## Start

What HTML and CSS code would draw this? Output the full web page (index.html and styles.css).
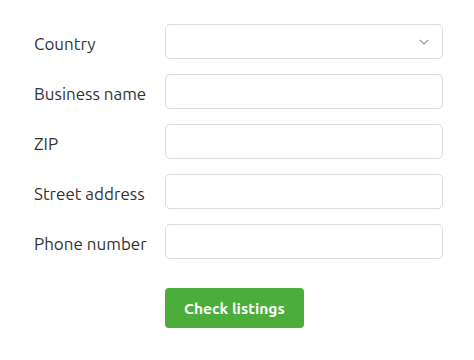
FILE: index.html
```html
<!DOCTYPE html>
<html lang="en">
<head>
    <meta charset="UTF-8">
    <meta name="viewport" content="width=device-width, initial-scale=1.0">
    <title>Check listings</title>
    <link rel="stylesheet" href="styles.css">
</head>
<body>
    <form class="listing-form">
        <label class="field-label" for="country">Country</label>
        <div class="select-wrap">
            <select id="country" name="country" class="field-input">
                <option value=""></option>
            </select>
            <svg class="chevron" width="10" height="6" viewBox="0 0 10 6">
                <path d="M1 1l4 4 4-4" fill="none" stroke="#999" stroke-width="1.2"/>
            </svg>
        </div>

        <label class="field-label" for="business_name">Business name</label>
        <input class="field-input" type="text" id="business_name" name="business_name">

        <label class="field-label" for="zip">ZIP</label>
        <input class="field-input" type="text" id="zip" name="zip">

        <label class="field-label" for="street">Street address</label>
        <input class="field-input" type="text" id="street" name="street">

        <label class="field-label" for="phone">Phone number</label>
        <input class="field-input" type="text" id="phone" name="phone">

        <div></div>
        <div class="button-row">
            <button type="button" class="check-button">Check listings</button>
        </div>
    </form>
</body>
</html>
```

FILE: styles.css
```css
body {
    margin: 0;
    background: #fff;
    font-family: 'Ubuntu', 'Open Sans', sans-serif;
    color: #333;
}
.listing-form {
    display: grid;
    grid-template-columns: 131px 278px;
    row-gap: 15px;
    align-items: center;
    padding: 24px 0 0 34px;
}
.field-label {
    font-size: 17px;
    padding-top: 3px;
}
.field-input {
    box-sizing: border-box;
    width: 100%;
    height: 35px;
    border: 1px solid #dcdcdc;
    border-radius: 5px;
    background: #fff;
    outline: none;
    font-family: inherit;
    font-size: 15px;
    padding: 0 10px;
}
.select-wrap {
    position: relative;
}
.select-wrap select {
    appearance: none;
    -webkit-appearance: none;
    display: block;
}
.chevron {
    position: absolute;
    right: 14px;
    top: 15px;
}
.button-row {
    padding-top: 14px;
}
.check-button {
    height: 40px;
    padding: 0 19px;
    background: #4cae3a;
    color: #fff;
    border: none;
    border-radius: 4px;
    font-family: inherit;
    font-size: 15.5px;
    font-weight: bold;
    cursor: pointer;
}
```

## End

All of the lines above should be printed exactly, minus the pictures.

**Task result**
What HTML and CSS code would draw this? Output the full web page (index.html and styles.css).
FILE: index.html
```html
<!DOCTYPE html>
<html lang="en">
<head>
    <meta charset="UTF-8">
    <meta name="viewport" content="width=device-width, initial-scale=1.0">
    <title>Check listings</title>
    <link rel="stylesheet" href="styles.css">
</head>
<body>
    <form class="listing-form">
        <label class="field-label" for="country">Country</label>
        <div class="select-wrap">
            <select id="country" name="country" class="field-input">
                <option value=""></option>
            </select>
            <svg class="chevron" width="10" height="6" viewBox="0 0 10 6">
                <path d="M1 1l4 4 4-4" fill="none" stroke="#999" stroke-width="1.2"/>
            </svg>
        </div>

        <label class="field-label" for="business_name">Business name</label>
        <input class="field-input" type="text" id="business_name" name="business_name">

        <label class="field-label" for="zip">ZIP</label>
        <input class="field-input" type="text" id="zip" name="zip">

        <label class="field-label" for="street">Street address</label>
        <input class="field-input" type="text" id="street" name="street">

        <label class="field-label" for="phone">Phone number</label>
        <input class="field-input" type="text" id="phone" name="phone">

        <div></div>
        <div class="button-row">
            <button type="button" class="check-button">Check listings</button>
        </div>
    </form>
</body>
</html>
```

FILE: styles.css
```css
body {
    margin: 0;
    background: #fff;
    font-family: 'Ubuntu', 'Open Sans', sans-serif;
    color: #333;
}
.listing-form {
    display: grid;
    grid-template-columns: 131px 278px;
    row-gap: 15px;
    align-items: center;
    padding: 24px 0 0 34px;
}
.field-label {
    font-size: 17px;
    padding-top: 3px;
}
.field-input {
    box-sizing: border-box;
    width: 100%;
    height: 35px;
    border: 1px solid #dcdcdc;
    border-radius: 5px;
    background: #fff;
    outline: none;
    font-family: inherit;
    font-size: 15px;
    padding: 0 10px;
}
.select-wrap {
    position: relative;
}
.select-wrap select {
    appearance: none;
    -webkit-appearance: none;
    display: block;
}
.chevron {
    position: absolute;
    right: 14px;
    top: 15px;
}
.button-row {
    padding-top: 14px;
}
.check-button {
    height: 40px;
    padding: 0 19px;
    background: #4cae3a;
    color: #fff;
    border: none;
    border-radius: 4px;
    font-family: inherit;
    font-size: 15.5px;
    font-weight: bold;
    cursor: pointer;
}
```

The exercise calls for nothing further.